*Data listing*

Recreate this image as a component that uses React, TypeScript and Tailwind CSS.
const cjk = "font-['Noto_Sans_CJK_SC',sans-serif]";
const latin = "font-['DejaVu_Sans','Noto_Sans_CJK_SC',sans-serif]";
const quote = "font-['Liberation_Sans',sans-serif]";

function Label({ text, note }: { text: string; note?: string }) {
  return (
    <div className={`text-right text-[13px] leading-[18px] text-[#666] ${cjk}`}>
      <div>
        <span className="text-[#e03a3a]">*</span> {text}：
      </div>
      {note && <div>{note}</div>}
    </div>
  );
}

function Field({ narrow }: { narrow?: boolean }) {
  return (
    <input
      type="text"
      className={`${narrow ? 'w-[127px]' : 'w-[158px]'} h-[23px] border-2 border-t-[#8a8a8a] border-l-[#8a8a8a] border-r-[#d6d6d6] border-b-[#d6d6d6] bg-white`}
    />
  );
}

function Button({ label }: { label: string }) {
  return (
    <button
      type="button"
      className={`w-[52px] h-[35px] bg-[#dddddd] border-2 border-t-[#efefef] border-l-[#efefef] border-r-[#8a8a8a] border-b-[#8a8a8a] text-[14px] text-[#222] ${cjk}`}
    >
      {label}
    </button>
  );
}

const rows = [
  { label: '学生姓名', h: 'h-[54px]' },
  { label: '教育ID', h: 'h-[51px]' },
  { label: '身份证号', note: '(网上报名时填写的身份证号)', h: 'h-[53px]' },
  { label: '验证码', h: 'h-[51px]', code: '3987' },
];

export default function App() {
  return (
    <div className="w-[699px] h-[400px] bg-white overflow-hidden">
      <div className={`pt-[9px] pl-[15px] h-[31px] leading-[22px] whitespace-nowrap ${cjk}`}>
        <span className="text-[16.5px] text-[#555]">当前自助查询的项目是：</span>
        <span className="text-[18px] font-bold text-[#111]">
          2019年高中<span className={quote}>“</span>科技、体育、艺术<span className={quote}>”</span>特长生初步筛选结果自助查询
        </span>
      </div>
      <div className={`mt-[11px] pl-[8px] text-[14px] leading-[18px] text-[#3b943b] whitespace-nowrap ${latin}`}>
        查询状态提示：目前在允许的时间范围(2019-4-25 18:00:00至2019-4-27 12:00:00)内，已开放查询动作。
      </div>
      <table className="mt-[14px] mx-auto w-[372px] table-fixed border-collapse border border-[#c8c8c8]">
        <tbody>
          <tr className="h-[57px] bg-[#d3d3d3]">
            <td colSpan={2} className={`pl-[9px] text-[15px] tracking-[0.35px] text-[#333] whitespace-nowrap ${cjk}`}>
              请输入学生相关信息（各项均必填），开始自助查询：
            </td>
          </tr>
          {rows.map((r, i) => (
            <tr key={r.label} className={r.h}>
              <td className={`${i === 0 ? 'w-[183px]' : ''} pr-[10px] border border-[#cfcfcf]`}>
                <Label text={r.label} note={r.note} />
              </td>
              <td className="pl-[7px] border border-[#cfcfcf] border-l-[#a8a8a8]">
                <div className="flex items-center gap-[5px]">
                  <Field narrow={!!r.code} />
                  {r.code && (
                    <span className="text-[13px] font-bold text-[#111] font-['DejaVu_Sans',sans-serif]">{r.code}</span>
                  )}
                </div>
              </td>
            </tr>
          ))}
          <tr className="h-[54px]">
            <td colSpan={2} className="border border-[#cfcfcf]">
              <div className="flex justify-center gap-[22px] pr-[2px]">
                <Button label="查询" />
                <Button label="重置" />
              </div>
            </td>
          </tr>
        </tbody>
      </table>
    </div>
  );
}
---
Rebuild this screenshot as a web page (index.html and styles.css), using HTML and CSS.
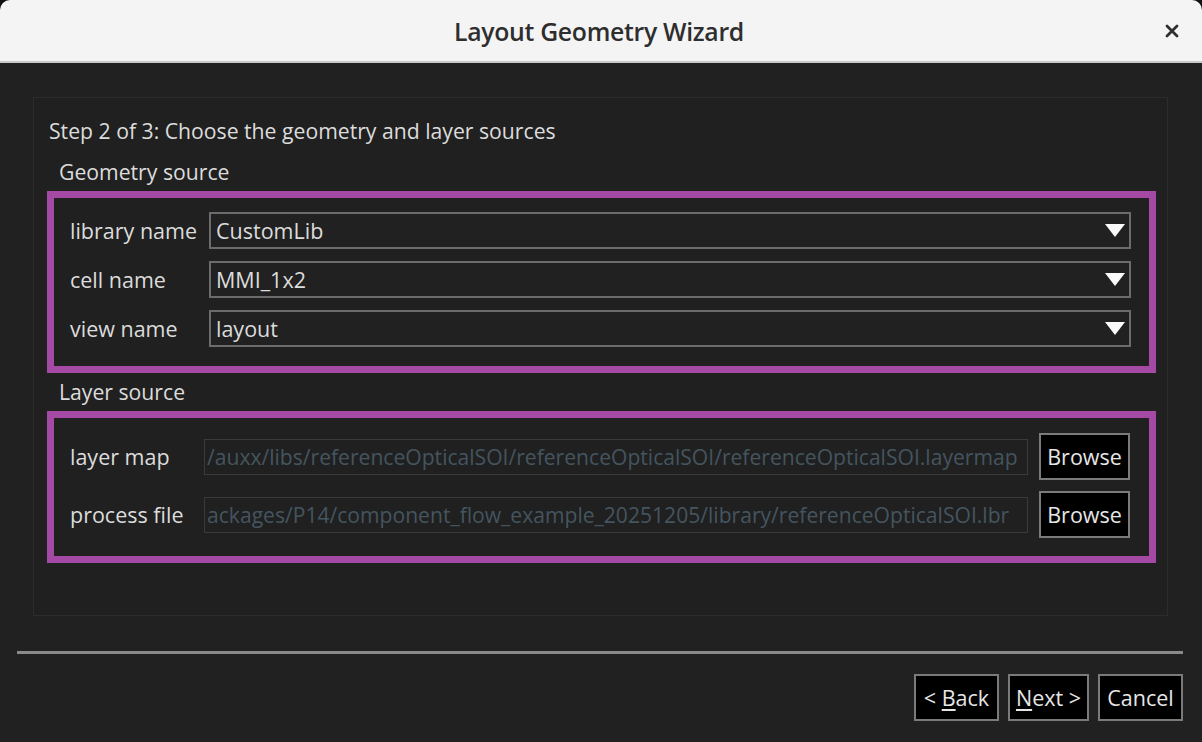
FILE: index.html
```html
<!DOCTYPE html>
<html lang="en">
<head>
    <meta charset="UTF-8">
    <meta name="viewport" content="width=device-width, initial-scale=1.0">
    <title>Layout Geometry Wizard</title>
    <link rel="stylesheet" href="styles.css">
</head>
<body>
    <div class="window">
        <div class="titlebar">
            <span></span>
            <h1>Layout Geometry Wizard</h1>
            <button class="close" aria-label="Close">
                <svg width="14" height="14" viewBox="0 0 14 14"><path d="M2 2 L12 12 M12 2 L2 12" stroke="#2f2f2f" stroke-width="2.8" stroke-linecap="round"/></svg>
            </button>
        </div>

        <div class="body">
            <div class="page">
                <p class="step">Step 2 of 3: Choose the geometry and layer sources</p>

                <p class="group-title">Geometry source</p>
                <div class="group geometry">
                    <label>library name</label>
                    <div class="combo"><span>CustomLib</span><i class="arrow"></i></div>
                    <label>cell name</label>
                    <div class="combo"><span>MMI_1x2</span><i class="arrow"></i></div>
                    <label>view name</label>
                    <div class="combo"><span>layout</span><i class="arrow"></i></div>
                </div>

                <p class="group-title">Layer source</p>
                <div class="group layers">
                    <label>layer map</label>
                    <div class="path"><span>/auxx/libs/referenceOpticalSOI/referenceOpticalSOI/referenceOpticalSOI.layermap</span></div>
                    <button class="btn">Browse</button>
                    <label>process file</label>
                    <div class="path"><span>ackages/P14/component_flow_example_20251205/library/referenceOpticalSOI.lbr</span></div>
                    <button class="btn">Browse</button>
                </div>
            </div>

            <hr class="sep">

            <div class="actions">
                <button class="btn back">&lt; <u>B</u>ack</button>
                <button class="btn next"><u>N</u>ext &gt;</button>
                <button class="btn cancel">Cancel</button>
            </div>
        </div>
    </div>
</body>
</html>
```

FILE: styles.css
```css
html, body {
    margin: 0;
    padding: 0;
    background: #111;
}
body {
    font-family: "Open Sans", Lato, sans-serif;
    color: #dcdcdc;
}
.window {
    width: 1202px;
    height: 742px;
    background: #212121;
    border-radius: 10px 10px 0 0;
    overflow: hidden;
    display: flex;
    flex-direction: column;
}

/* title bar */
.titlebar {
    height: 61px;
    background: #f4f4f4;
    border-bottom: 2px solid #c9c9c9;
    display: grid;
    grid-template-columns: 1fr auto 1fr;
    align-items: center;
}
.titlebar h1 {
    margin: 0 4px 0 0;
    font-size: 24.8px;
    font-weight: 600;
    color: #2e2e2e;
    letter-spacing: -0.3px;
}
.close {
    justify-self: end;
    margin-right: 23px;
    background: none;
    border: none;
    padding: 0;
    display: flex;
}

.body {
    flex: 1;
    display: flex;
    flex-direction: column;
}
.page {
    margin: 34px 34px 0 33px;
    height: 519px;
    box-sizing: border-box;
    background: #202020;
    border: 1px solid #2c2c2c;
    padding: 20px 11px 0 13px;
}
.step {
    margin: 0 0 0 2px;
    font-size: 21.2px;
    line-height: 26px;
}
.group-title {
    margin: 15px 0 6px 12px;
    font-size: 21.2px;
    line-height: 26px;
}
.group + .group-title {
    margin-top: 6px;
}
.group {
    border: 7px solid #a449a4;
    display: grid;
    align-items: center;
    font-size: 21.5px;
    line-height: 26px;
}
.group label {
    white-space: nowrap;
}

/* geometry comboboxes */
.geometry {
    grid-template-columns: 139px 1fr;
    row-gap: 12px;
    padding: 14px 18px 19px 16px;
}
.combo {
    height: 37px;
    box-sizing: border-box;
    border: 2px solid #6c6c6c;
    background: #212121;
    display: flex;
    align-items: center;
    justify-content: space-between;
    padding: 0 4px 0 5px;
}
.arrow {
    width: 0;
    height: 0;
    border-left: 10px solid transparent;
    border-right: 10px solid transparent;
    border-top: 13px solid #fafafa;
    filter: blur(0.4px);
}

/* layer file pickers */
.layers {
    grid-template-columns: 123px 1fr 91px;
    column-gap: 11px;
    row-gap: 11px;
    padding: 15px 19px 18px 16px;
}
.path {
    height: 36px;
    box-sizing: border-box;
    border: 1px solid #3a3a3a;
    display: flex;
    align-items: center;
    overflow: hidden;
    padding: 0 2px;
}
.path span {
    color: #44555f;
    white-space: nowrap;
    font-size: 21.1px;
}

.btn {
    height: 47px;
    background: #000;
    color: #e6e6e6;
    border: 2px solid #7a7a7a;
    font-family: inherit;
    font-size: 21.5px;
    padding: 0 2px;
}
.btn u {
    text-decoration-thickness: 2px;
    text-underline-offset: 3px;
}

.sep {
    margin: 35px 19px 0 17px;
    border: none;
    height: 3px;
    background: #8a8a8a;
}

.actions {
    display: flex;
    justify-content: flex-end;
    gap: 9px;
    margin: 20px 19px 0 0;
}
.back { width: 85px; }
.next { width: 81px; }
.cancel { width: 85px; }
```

*Task description*
Identify the lines of the entries containing the string "this". Copy each such line.

*Answer to the exercise*
Recreate this image as a component that uses React, TypeScript and Tailwind CSS.
Rebuild this screenshot as a web page (index.html and styles.css), using HTML and CSS.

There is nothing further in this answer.